◆ Problem requirements
Find each line holding "React" and copy it out.

◆ Data lines
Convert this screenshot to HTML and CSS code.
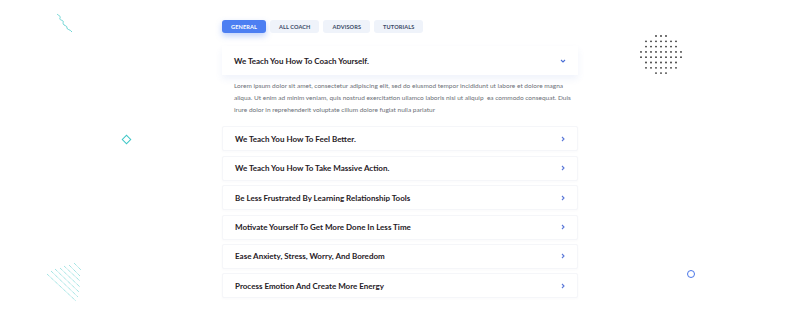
--
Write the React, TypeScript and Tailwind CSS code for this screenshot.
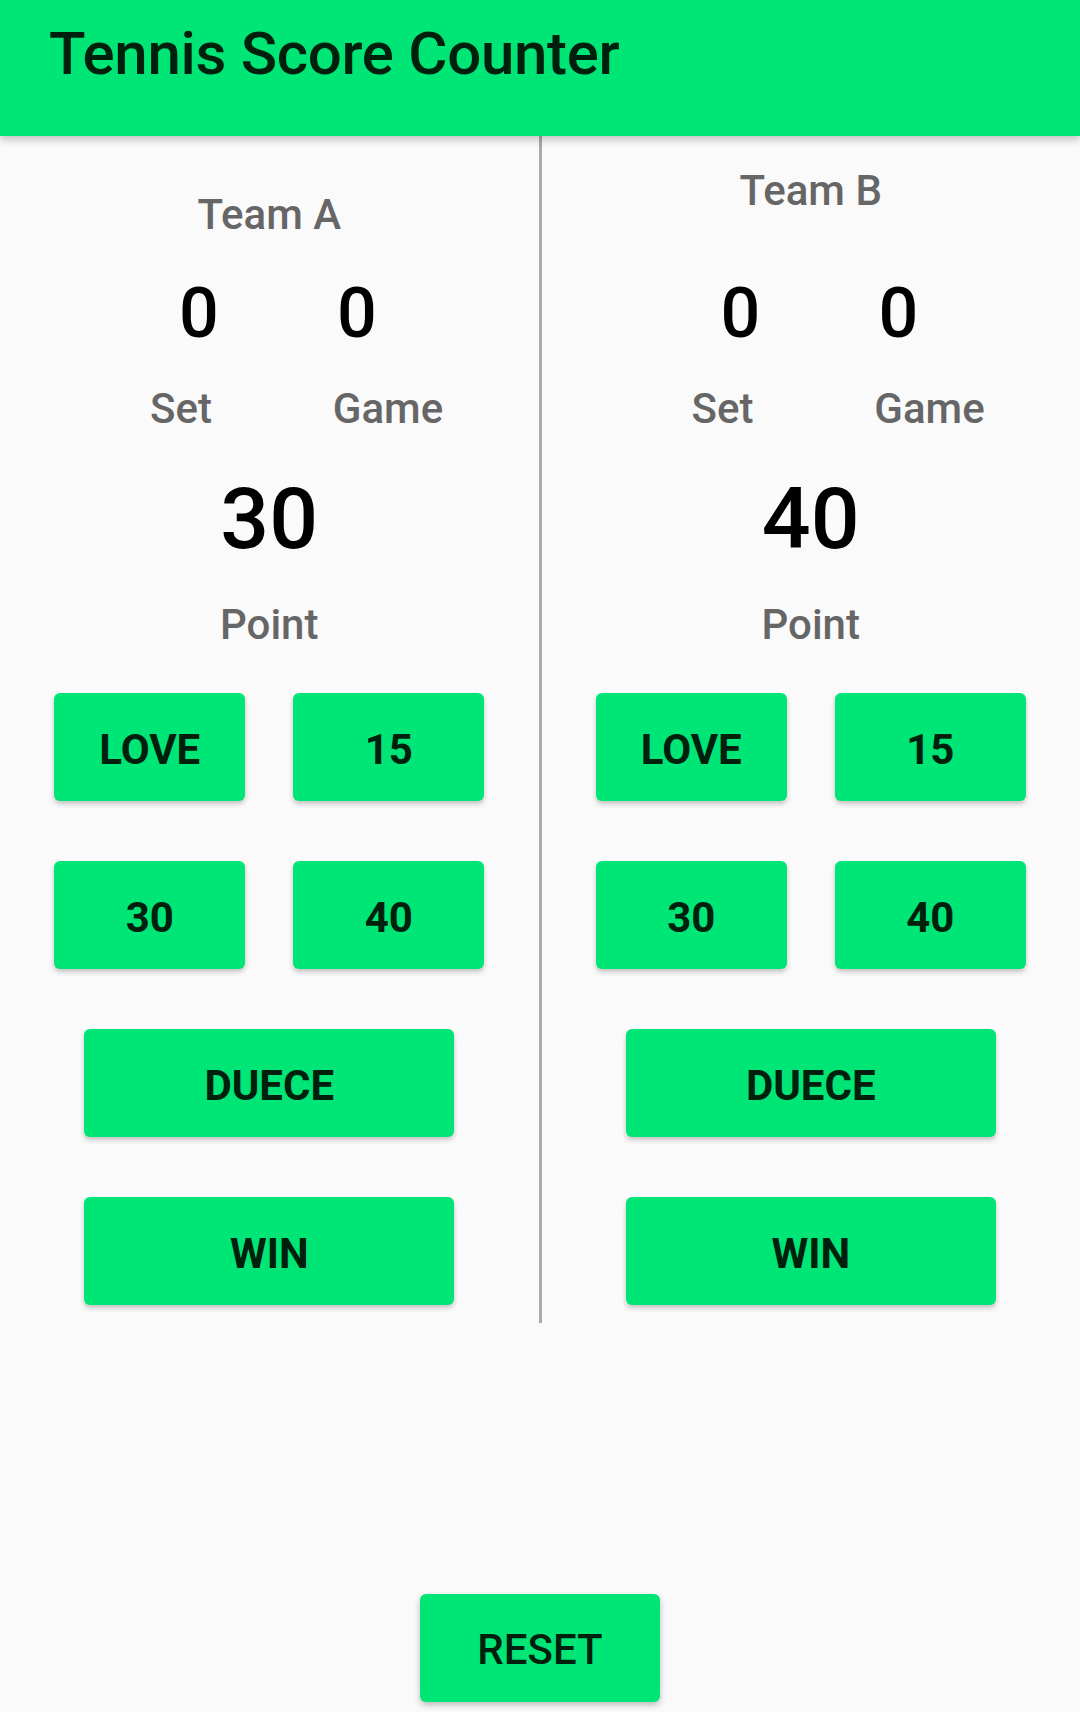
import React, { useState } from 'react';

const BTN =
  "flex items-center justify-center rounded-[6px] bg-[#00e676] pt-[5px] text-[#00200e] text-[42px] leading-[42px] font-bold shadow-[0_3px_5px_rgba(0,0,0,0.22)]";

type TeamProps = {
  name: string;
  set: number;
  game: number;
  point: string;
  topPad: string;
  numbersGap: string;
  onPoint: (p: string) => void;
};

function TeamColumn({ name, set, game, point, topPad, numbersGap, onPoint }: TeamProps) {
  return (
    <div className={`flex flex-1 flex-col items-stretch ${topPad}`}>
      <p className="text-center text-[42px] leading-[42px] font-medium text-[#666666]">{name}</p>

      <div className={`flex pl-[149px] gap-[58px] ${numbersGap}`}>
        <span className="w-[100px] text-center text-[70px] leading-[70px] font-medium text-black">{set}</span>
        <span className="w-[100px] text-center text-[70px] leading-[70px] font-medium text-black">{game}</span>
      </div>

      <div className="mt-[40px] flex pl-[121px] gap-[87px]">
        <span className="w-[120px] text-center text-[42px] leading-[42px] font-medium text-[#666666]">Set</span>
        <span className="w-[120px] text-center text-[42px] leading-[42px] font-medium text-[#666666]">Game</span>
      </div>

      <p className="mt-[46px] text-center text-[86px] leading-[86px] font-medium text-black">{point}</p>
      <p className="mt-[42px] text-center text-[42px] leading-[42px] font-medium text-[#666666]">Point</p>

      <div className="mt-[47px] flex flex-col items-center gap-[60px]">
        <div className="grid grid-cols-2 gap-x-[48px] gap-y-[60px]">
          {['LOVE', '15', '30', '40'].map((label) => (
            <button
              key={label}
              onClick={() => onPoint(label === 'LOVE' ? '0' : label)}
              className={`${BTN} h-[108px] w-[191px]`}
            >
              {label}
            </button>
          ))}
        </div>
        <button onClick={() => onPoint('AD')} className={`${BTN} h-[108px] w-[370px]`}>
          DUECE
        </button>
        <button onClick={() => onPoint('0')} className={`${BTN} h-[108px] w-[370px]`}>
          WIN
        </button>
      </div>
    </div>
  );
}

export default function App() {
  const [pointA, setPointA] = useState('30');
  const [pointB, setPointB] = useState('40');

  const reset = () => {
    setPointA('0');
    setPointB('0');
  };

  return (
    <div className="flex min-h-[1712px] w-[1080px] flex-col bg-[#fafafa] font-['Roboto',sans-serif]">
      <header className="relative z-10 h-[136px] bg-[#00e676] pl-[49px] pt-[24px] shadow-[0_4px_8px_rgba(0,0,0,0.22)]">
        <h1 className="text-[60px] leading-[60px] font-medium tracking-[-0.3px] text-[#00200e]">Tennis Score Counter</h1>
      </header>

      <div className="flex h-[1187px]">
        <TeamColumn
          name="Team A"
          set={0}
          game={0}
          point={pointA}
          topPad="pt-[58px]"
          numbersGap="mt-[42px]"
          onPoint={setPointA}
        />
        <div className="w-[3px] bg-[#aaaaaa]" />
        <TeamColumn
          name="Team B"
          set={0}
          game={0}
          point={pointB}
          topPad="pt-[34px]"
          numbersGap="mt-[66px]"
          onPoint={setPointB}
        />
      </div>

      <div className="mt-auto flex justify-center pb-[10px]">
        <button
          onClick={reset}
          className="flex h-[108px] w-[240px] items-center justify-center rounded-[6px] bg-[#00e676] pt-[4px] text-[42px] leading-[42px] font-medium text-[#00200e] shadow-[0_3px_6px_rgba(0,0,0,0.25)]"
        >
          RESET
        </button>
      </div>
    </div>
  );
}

◆ Solution for this exercise
Write the React, TypeScript and Tailwind CSS code for this screenshot.
import React, { useState } from 'react';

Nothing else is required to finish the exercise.